* WORK REQUIRED
Starting at the first line of the data, please print exactly those lines through the one that holds "const [actionId, setActionId]", omitting every picture.

----------------

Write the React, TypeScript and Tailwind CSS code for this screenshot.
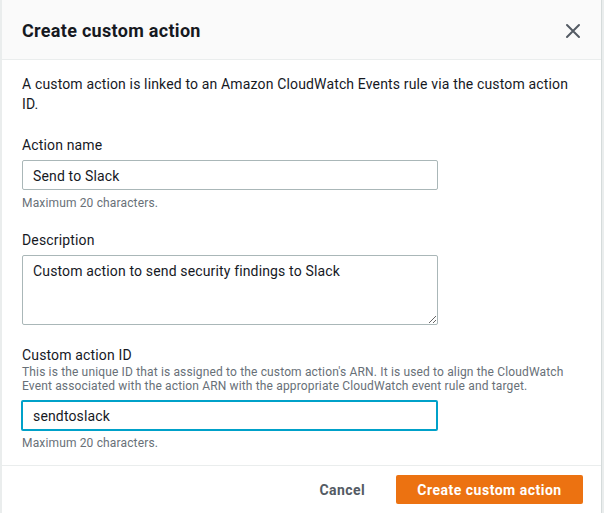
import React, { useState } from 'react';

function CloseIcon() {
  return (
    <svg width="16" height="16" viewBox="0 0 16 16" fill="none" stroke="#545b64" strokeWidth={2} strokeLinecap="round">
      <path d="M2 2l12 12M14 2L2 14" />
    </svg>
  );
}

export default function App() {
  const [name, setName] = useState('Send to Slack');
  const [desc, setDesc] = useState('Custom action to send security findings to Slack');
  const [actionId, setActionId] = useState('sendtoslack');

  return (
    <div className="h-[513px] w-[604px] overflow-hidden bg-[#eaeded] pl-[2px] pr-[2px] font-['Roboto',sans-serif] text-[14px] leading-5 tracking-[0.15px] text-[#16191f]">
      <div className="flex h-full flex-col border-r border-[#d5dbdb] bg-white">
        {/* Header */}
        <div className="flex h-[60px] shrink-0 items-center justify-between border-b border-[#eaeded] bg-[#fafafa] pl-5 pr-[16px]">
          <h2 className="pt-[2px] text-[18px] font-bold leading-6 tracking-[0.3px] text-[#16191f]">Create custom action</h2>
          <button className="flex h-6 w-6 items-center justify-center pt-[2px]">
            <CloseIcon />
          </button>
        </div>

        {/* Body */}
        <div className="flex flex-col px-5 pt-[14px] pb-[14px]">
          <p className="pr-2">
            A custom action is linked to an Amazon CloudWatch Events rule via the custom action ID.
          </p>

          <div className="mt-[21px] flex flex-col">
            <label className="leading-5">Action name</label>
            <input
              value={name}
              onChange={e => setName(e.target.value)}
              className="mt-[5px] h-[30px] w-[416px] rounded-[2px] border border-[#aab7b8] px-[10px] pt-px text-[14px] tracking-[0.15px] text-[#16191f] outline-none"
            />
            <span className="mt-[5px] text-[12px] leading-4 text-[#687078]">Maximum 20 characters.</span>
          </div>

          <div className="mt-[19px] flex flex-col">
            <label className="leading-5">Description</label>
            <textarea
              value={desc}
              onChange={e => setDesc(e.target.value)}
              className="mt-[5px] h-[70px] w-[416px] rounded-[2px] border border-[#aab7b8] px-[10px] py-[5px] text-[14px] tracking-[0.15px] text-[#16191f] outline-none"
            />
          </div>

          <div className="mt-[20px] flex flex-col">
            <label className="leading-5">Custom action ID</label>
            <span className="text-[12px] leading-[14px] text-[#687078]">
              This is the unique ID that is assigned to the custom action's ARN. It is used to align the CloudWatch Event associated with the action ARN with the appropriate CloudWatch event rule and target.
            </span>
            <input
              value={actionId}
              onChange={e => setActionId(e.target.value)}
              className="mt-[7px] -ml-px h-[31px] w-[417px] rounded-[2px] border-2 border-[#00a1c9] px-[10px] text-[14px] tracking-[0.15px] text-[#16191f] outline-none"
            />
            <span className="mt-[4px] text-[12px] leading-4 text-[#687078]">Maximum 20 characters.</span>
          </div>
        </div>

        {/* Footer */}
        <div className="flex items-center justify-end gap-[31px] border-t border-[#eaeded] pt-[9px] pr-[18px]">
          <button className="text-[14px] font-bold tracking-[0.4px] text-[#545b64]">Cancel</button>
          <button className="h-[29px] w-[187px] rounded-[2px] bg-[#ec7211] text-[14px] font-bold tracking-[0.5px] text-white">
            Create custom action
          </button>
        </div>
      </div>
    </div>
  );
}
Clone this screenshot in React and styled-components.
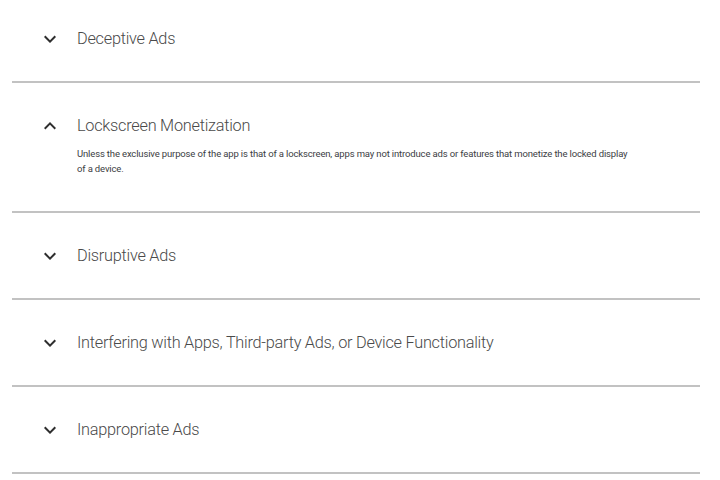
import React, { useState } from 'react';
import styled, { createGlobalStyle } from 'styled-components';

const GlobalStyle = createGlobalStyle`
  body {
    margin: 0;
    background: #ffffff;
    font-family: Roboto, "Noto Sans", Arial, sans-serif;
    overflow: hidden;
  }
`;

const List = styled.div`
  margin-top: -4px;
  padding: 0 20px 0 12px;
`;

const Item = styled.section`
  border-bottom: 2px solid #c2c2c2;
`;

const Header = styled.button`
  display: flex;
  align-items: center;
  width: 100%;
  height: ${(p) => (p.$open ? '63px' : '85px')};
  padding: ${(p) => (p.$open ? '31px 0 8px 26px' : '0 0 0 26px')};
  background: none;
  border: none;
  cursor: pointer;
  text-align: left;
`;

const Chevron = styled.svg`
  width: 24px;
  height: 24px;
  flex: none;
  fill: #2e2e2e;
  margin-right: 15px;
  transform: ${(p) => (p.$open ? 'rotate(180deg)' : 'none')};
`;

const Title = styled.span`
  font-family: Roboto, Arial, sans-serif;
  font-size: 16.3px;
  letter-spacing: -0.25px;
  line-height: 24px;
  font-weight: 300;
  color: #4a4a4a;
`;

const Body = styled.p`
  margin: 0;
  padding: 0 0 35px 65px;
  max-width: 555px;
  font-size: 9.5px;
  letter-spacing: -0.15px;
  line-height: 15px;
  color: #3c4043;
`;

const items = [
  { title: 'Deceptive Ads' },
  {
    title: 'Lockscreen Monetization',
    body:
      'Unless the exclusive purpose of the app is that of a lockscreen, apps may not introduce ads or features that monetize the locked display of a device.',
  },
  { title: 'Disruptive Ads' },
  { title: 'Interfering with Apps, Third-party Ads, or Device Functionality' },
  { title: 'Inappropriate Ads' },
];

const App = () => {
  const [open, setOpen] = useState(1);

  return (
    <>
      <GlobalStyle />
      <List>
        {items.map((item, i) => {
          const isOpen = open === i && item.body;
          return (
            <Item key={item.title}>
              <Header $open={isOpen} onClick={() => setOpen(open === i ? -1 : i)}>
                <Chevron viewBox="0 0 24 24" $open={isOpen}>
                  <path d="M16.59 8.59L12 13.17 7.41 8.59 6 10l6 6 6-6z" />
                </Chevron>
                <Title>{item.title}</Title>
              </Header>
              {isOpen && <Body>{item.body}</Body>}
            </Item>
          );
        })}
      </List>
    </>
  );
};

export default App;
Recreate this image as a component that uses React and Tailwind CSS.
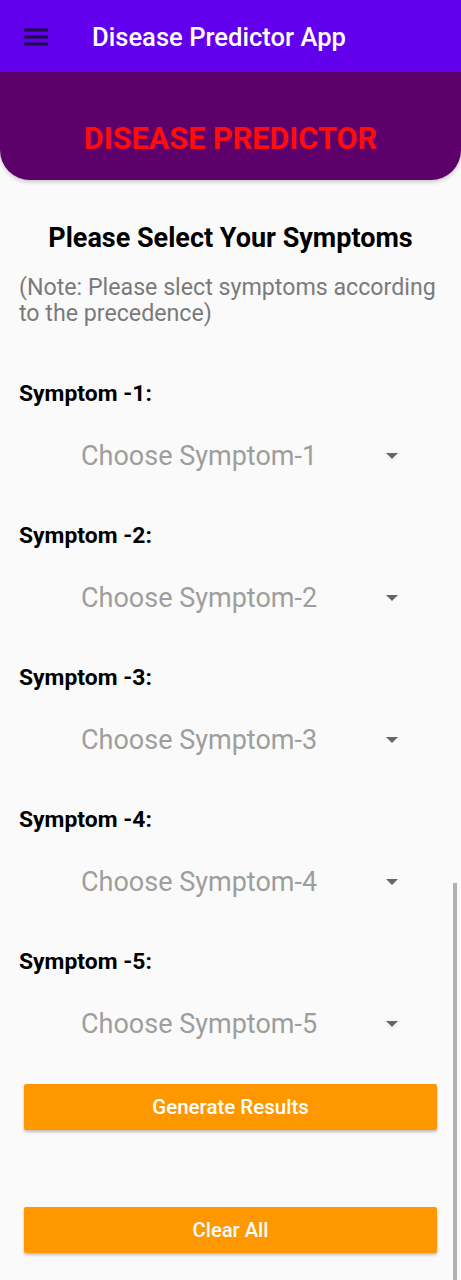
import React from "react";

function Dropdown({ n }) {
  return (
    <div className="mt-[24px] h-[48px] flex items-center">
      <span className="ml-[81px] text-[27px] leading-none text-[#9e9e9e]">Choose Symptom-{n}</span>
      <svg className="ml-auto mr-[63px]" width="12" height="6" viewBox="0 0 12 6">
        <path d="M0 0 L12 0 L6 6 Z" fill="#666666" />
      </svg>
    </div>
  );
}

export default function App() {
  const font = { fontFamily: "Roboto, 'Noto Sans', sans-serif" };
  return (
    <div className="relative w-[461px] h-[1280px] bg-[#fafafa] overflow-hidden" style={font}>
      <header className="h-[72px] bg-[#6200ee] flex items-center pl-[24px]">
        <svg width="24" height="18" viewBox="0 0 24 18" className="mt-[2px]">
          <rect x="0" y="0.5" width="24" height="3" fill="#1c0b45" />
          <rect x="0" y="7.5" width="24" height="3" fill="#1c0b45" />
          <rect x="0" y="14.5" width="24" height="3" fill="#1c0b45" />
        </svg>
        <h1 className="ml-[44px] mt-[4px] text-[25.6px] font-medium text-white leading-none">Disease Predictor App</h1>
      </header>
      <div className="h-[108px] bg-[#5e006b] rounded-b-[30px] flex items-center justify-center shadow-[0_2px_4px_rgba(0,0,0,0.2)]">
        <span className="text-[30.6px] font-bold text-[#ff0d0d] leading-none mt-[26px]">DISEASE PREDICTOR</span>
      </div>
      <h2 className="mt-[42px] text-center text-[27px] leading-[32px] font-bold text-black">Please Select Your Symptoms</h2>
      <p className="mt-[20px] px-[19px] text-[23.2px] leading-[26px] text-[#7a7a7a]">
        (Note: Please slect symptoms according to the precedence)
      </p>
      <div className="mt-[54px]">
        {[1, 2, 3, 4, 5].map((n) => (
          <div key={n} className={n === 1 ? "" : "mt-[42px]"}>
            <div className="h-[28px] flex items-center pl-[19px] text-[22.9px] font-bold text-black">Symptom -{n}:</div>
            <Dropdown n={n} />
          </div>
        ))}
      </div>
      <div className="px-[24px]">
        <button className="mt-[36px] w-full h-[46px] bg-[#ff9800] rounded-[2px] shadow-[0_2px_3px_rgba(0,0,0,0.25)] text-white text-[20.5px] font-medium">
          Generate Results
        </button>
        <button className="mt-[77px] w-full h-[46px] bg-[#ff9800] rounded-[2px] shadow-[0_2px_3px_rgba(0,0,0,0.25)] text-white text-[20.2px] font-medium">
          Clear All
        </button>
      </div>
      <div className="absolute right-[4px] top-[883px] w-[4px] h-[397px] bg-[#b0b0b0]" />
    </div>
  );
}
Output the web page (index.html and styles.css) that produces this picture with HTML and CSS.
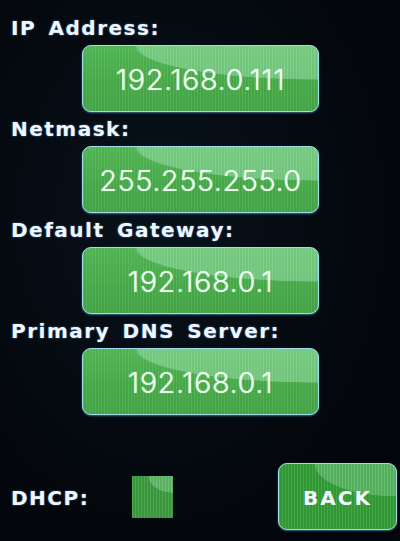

----------------

* RESULT FOR THIS EXERCISE
Write the React, TypeScript and Tailwind CSS code for this screenshot.
import React, { useState } from 'react';

function CloseIcon() {
  return (
    <svg width="16" height="16" viewBox="0 0 16 16" fill="none" stroke="#545b64" strokeWidth={2} strokeLinecap="round">
      <path d="M2 2l12 12M14 2L2 14" />
    </svg>
  );
}

export default function App() {
  const [name, setName] = useState('Send to Slack');
  const [desc, setDesc] = useState('Custom action to send security findings to Slack');
  const [actionId, setActionId] = useState('sendtoslack');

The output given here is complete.